I’ve been using Mixpanel for two weeks now.
I’ve followed their documentation and we were sending millions of requests to their servers until last night. Seems that one of their servers went down and caused our requests to start failing which caused our end to start clogging. Although we though we were sending too many requests and for that mixpanel had blocked us temporarily (fortunately not the case but it lead us to point 2 - keep reading).
This made me understand two things:
Because their service was down, our Sidekiq Queue was increasing and the jobs were failing, but by default Sidekiq retries them, preventing the crucial jobs to get run.
If you expect to send a massive amount of events then the mixpanel default consumer is not for you (I explain why in a second).
What you can do to prevent the first from happening again is having a safety point, for example here I check if the size of the queue is less than 100k to send another Mixpanel event, if it isn’t is just better not to send the event than crashing the application.
The second one is more interesting, the ruby mixpanel library has another consumer, called BufferedConsumer which basically allocates 50 events in memory before it sends them all together in a single request, which basically reduces your requests by a lot if you think about it.

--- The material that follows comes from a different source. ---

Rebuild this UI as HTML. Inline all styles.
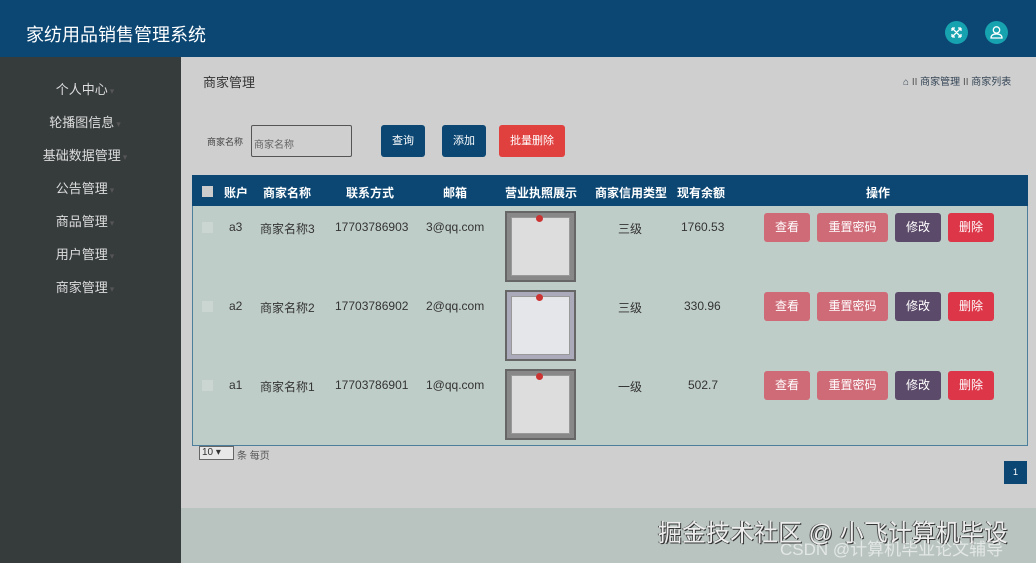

I think it’s wise to have this philosophy that if you using a service which you can’t control try to isolate it as much as possible from causing any side effects on your app. It’s ok if their service is down for some reason in this case, because our app doesn’t depend on them for anything other than sending events, and it’s ok if we miss some events, what is not ok is if our service gets clogged and we can’t provide a good service to our users.
Thank you for reading.